Where does this strange surname comes from ?
Thanks in advance for your help.


----------



## ystab

This is a nickname given to him by his mother. Check this article on ynet's front page - http://www.ynet.co.il/articles/0,7340,L-4456677,00.html. Anyway, this is a nickname, not necessarily related to his given name or his surname.


----------



## rolmich

Thanks ystab. Yes, according to the ynet article, his 89 years old mother -Ora Herzog - gave him the surname "Bubeleh" as a child (because of his babyface) followed by "Jojo". The contraction of these two names gave the nickname "Buji" which sticks to him up to this day.
Thank you also for the link.
rolmich


----------



## arielipi

בוז'י נהיה גם פועל
אני אבז'בז' אותך


----------



## airelibre

ומה המשמעות של לבז'בז'?


----------



## arielipi

Watch some Eretz Nehederet to have a clue, its something like what i want it to be.


----------



## rolmich

arielipi said:


> בוז'י נהיה גם פועל
> אני אבז'בז' אותך



This Forum is visited by people who are not fluent with the hebrew letters & keyboard (myself for instance) so that when you make puns in Hebrew, you should explain them in english so that we could also share your חגיגה
Thanks in advance for your understanding.


----------



## arielipi

Its an unexplainable pun.


----------



## airelibre

Is it actually a pun? Also when has this been on eretz nehederet? I see a lot of their photos on Facebook including his name, but not the verb  לבז'בז'


----------



## arielipi

Its not a pun; its something they invented as a joke on his somewhat laconic personality that suggests he is a very dangerous guy.
אל תעצבן את בוז'י הוא עוד יבז'בז' אותך


----------



## origumi

If I understand correctly it's a combination of the nick בוז'י with two meanings of לבזבז: to waste (time, money), and to murder (criminal slang).
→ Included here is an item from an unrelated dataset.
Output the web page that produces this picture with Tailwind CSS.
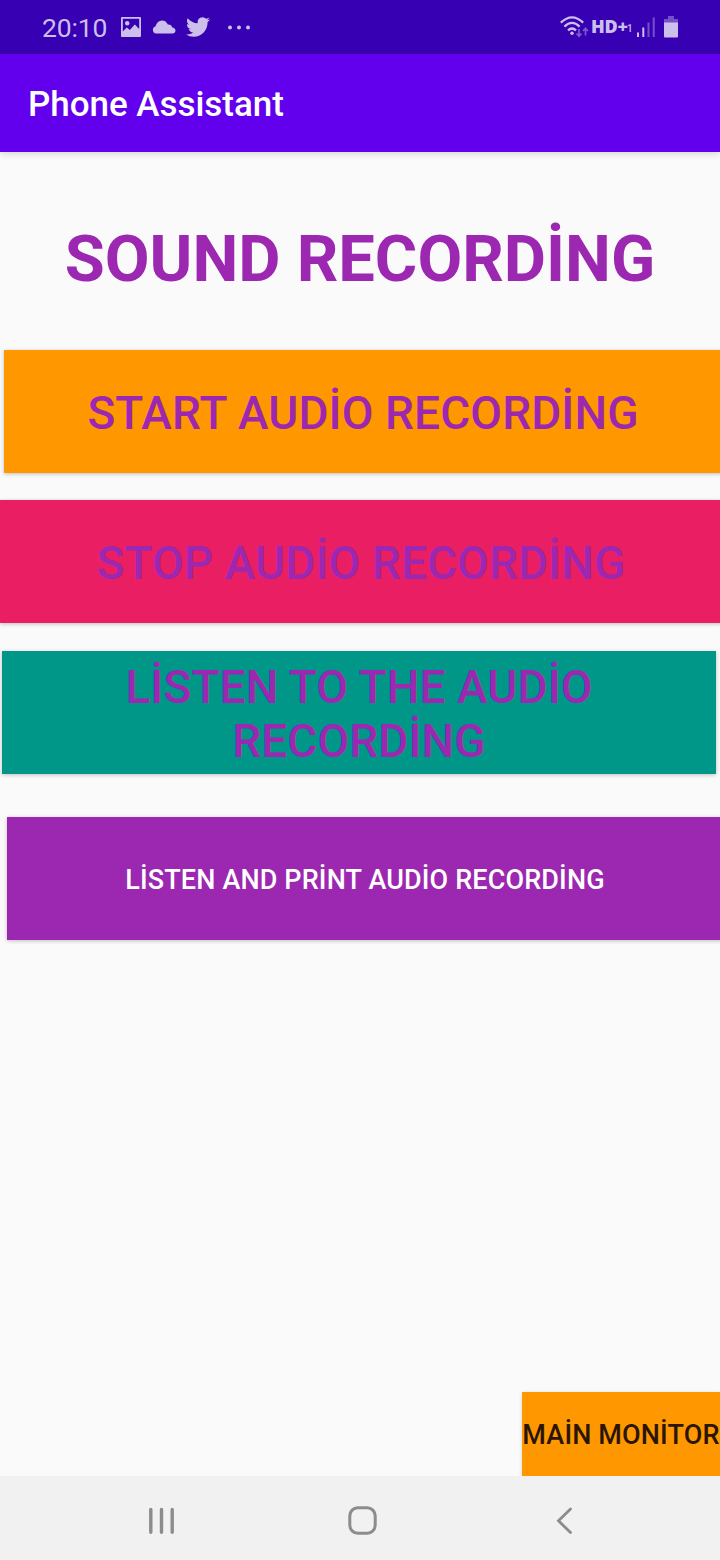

Arielipi's example above אל תעצבן את בוז'י הוא עוד יבז'בז' אותך refers to the latter. Some examples here like די לבז'בז' את הזמן refer to the former.


----------



## rolmich

Who said a pun is unexplainable in another idiom ?
At worse, it loses some of its fun and spontaneity but it's still worth the try 
Thanks again everybody.


----------